(PROBLEM REQUIREMENTS) Which lines hold the word "index"? Copy each one.

(INFORMATION SHOWN)

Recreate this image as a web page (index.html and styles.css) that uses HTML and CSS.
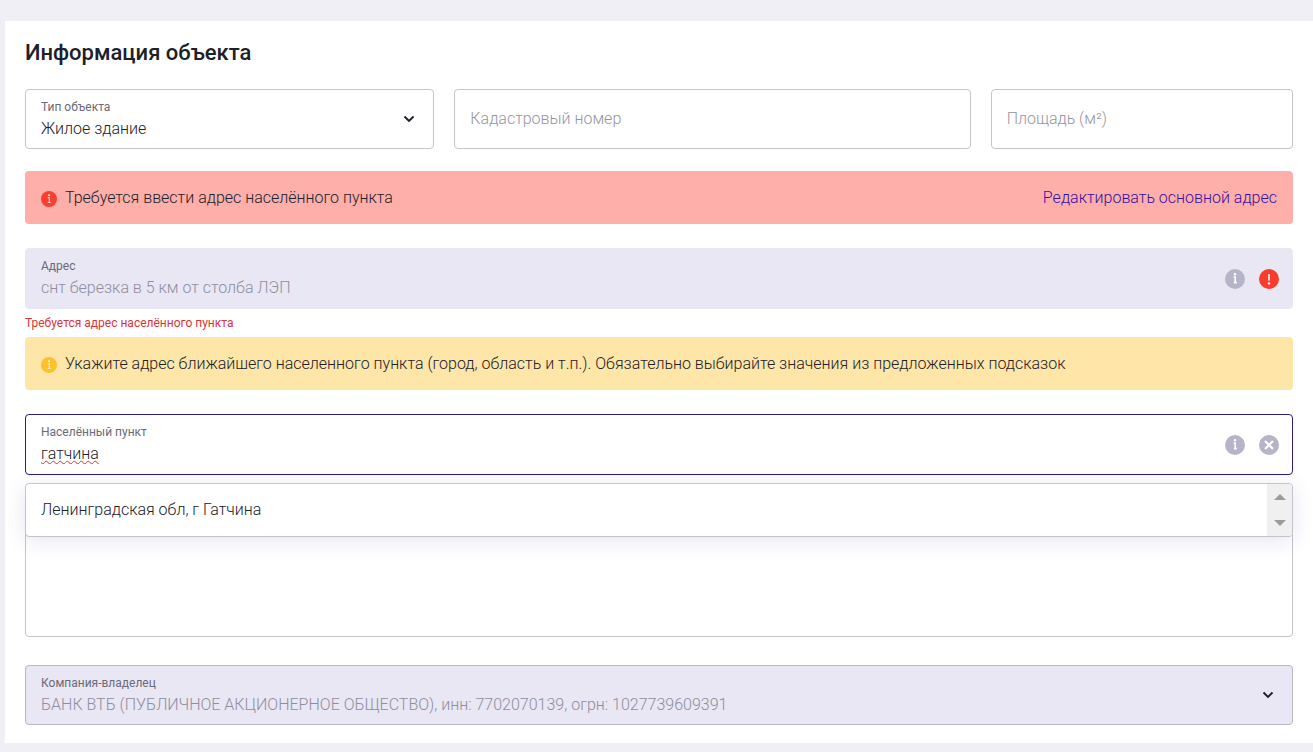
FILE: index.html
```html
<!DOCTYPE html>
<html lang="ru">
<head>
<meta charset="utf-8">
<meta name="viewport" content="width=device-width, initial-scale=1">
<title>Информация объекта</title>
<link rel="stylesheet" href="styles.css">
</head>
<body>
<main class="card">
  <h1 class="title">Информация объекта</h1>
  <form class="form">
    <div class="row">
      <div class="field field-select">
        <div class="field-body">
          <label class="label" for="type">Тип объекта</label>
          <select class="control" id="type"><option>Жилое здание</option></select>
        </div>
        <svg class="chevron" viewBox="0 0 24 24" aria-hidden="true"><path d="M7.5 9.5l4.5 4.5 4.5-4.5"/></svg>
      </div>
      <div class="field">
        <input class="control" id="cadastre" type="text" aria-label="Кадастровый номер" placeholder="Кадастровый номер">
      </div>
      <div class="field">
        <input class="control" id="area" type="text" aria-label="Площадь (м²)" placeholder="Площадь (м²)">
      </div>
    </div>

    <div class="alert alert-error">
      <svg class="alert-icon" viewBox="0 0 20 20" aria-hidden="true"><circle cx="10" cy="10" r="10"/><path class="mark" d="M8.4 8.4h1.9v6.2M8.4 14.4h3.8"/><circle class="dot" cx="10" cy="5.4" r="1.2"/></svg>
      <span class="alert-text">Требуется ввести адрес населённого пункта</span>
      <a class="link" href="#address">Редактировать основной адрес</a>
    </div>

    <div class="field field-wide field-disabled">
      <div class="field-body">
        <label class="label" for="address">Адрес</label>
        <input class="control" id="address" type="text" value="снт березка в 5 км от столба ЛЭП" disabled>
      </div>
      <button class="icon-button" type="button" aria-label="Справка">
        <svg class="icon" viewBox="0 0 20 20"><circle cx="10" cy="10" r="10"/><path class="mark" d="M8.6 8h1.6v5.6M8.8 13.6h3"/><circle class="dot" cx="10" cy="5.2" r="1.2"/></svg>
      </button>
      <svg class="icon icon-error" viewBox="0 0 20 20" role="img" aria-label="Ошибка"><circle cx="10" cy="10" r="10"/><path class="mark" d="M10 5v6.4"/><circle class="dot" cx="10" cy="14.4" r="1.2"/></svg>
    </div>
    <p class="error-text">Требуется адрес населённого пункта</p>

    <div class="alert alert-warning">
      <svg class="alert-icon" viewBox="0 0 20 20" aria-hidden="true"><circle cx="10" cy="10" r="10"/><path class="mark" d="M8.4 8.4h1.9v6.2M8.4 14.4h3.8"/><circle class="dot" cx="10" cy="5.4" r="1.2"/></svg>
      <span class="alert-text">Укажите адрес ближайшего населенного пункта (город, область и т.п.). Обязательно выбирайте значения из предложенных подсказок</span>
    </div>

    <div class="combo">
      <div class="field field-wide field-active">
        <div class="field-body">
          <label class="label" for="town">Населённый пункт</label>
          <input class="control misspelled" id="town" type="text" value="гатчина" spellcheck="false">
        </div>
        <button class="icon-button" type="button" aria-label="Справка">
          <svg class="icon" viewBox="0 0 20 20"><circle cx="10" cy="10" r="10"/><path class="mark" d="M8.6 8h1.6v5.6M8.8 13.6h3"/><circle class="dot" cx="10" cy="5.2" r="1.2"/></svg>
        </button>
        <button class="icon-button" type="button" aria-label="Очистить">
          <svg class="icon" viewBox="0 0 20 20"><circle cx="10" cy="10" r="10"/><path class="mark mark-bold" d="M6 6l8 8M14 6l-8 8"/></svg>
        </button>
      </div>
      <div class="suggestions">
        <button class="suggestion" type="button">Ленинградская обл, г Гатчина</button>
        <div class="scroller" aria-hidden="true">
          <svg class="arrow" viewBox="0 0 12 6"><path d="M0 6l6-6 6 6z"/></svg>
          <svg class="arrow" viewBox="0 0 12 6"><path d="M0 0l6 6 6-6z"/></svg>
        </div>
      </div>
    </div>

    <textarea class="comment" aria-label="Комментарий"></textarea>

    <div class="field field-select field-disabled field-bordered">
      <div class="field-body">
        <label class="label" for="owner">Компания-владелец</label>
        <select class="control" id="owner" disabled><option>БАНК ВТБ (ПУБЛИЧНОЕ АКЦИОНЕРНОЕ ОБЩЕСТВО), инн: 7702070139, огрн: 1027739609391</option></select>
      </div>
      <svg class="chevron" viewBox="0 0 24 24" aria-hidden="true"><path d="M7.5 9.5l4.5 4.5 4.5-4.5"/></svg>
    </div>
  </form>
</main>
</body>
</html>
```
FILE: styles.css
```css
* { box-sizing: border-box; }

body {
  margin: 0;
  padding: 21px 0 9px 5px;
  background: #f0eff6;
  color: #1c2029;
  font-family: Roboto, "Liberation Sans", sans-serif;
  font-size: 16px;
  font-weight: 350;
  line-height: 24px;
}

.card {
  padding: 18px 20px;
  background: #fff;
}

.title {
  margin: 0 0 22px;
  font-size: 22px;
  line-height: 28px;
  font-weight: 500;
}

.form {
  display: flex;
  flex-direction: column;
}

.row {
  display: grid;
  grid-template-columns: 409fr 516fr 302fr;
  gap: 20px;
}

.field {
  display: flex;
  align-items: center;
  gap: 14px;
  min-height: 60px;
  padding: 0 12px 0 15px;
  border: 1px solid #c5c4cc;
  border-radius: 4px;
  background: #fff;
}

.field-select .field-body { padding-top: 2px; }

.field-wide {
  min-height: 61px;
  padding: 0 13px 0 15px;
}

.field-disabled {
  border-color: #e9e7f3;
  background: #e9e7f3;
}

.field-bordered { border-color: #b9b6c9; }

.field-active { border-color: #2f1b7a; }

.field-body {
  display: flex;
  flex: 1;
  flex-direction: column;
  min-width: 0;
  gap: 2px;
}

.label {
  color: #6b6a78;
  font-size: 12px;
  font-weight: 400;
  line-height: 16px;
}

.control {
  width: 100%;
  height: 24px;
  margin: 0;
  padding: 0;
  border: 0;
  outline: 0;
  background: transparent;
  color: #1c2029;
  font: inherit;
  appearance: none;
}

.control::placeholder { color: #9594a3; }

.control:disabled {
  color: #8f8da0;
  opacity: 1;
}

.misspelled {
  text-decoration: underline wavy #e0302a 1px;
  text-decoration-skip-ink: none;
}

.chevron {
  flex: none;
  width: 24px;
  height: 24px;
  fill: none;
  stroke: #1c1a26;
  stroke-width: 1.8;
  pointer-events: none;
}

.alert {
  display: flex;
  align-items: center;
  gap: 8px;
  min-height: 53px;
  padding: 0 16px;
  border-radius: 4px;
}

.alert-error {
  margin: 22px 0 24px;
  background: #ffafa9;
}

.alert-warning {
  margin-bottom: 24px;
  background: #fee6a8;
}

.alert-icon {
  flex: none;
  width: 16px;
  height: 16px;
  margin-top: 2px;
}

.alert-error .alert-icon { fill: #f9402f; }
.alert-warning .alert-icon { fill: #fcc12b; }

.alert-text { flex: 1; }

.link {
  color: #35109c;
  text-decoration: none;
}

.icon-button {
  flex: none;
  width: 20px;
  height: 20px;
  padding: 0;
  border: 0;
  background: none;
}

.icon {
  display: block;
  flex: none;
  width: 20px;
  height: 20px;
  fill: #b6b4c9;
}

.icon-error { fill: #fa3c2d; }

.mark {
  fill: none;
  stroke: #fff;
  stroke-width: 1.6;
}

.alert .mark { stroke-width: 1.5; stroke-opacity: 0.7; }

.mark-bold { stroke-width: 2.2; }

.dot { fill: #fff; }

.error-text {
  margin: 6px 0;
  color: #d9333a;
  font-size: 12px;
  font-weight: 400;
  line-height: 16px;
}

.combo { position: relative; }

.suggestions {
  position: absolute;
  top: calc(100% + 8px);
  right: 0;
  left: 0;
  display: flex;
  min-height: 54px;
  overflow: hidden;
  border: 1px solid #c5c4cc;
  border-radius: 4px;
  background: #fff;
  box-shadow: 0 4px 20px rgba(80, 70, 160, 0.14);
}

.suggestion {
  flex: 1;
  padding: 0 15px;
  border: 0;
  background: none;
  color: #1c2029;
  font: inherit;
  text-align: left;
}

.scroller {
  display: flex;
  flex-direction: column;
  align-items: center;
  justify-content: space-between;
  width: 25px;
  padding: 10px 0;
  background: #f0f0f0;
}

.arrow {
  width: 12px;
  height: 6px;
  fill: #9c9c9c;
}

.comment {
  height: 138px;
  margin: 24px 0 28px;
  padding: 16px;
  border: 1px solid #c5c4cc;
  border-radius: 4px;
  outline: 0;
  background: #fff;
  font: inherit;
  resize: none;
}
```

(OUTPUT FOR THIS EXERCISE)
Recreate this image as a web page (index.html and styles.css) that uses HTML and CSS.
FILE: index.html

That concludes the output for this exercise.